Au-delà d'un choix défavorable à une entreprise française, il est important de rappeler qu'Avio, avant d'être une entreprise italienne, est d'abord une filiale de l'américain General Electric (GE). Or, bien qu'il soit principalement fabriqué en Europe (GE République tchèque, GE Pologne, GE Allemagne et GE Italie) ainsi qu'un peu aux États-Unis, ce moteur est avant tout américain. En conséquence, on ne peut pas faire évoluer ce moteur sans l'accord des Américains. Ainsi en choisissant Avio, on condamne l'Eurodrone à ne pas être « ITAR free » - c'est-à-dire sans composants susceptibles de susciter l'opposition du Gouvernement des États-Unis - à partir du moment où son moteur comprendra plus de 10 % de pièces américaines, quels que soient les arguments d'Airbus pour assurer le contraire concernant le moteur catalyst. Si jamais nous souhaitions faire gagner en puissance ce moteur, nous nous trouverions sous une forme de tutelle de la législation et de l'administration américaine.
Or les normes «international traffic in arms regulations » (ITAR) ou encore « export administration regulations » (EAR) qui portent notamment sur les biens à double usage contrôlés au titre des régimes multilatéraux de contrôle des exportations, sont de portée extraterritoriale et changent assez régulièrement ; en conséquence, Airbus et les Européens se mettent ainsi à nouveau dans la main du Congrès américain.
Il apparaît donc que cette décision va à l'encontre de ce que la France et l'Europe recherchent depuis le départ avec le projet de drone MALE européen, c'est-à-dire la souveraineté.
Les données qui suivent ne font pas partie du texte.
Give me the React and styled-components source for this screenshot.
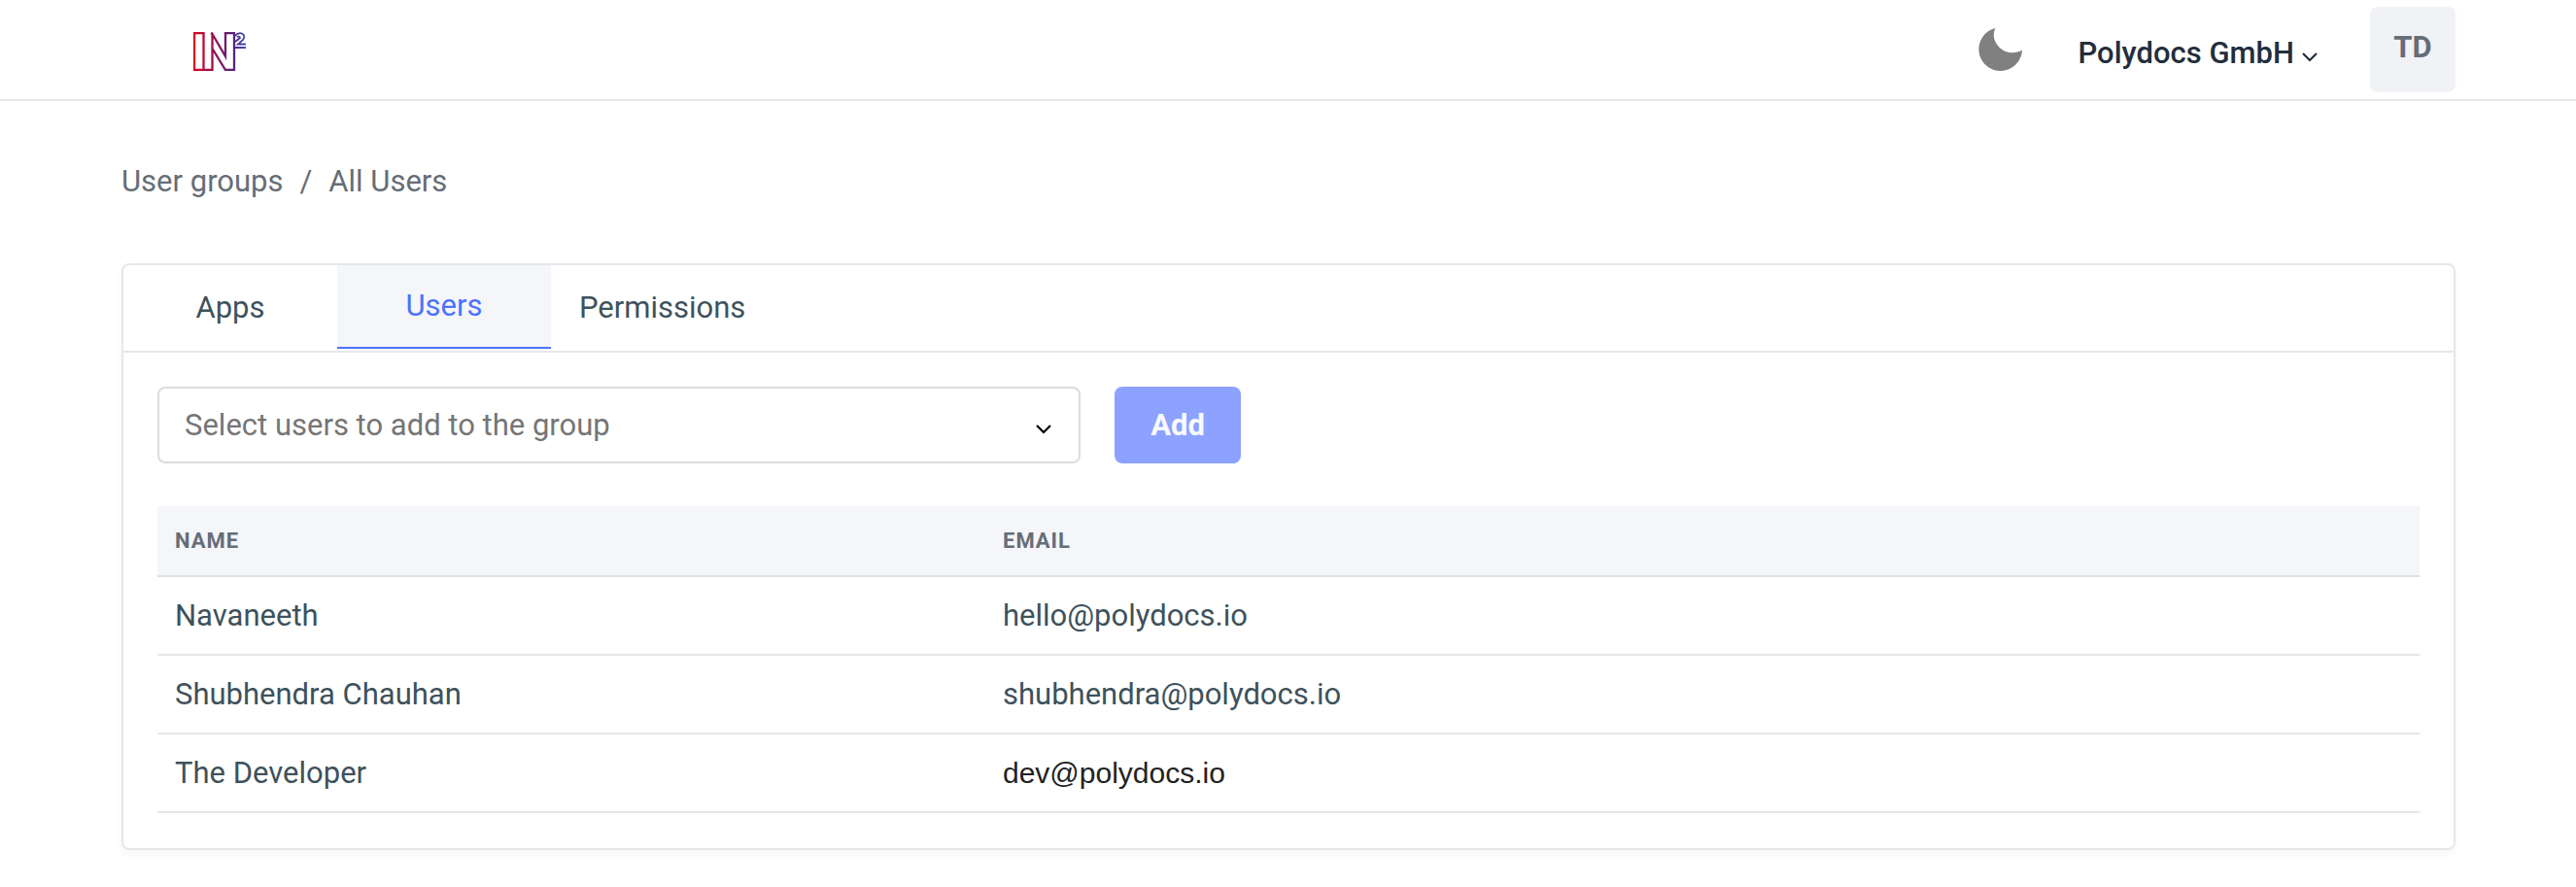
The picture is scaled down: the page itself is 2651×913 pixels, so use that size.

Sur le plan de l'autonomie stratégique européenne, la solution proposée par Safran était sans aucun doute la meilleure solution et elle n'était pas franco-française mais européenne, puisqu'elle réunissait deux entreprises allemandes MT-Propeller et ZF Luftfahrttechnik (ZFL), l'espagnol ITP et l'italien Piaggio Aerospace.
On peut s'interroger sur la stratégie d'Airbus dans cette affaire : le choix du moteur Avio ne garantit pas sa certification pour fonctionner sur un drone, il s'agit donc d'une décision plus économico-politique que technique. Airbus semble avoir agi par volonté de faire émerger un nouveau motoriste en Europe pour renforcer la concurrence… Ce serait une décision purement économique, cynique et à courte vue, contre les intérêts militaires européens.
Il convient désormais de savoir comment vont réagir les gouvernements européens. Les partenaires du programme, et surtout la France, peuvent et doivent refuser le choix d'un moteur américain. Initialement dans les arbitrages réalisés pour ce programme, notamment avec le «european defence industrial development programme » (EDIDP) - précurseur du fonds européen de défense, il avait été fait le choix d'acheter du matériel européen en recherchant essentiellement la souveraineté au détriment de plusieurs critères calendaires et de prix. Ainsi, le drone MALE européen ne sera sans doute pas prêt avant huit ans, avec le risque d'être obsolète, parce que les gouvernements européens avaient fait le choix de privilégier notre autonomie stratégique. Or le choix d'Avio ne règle en rien la question des délais et nous prive de l'autonomie.
Elle lui demande donc si le Gouvernement français compte engager des discussions avec ses partenaires européens pour remettre en cause ce choix d'Airbus. Elle souhaite savoir si, en l'absence d'accord avec ses partenaires, le Gouvernement français dénoncera unilatéralement ce choix.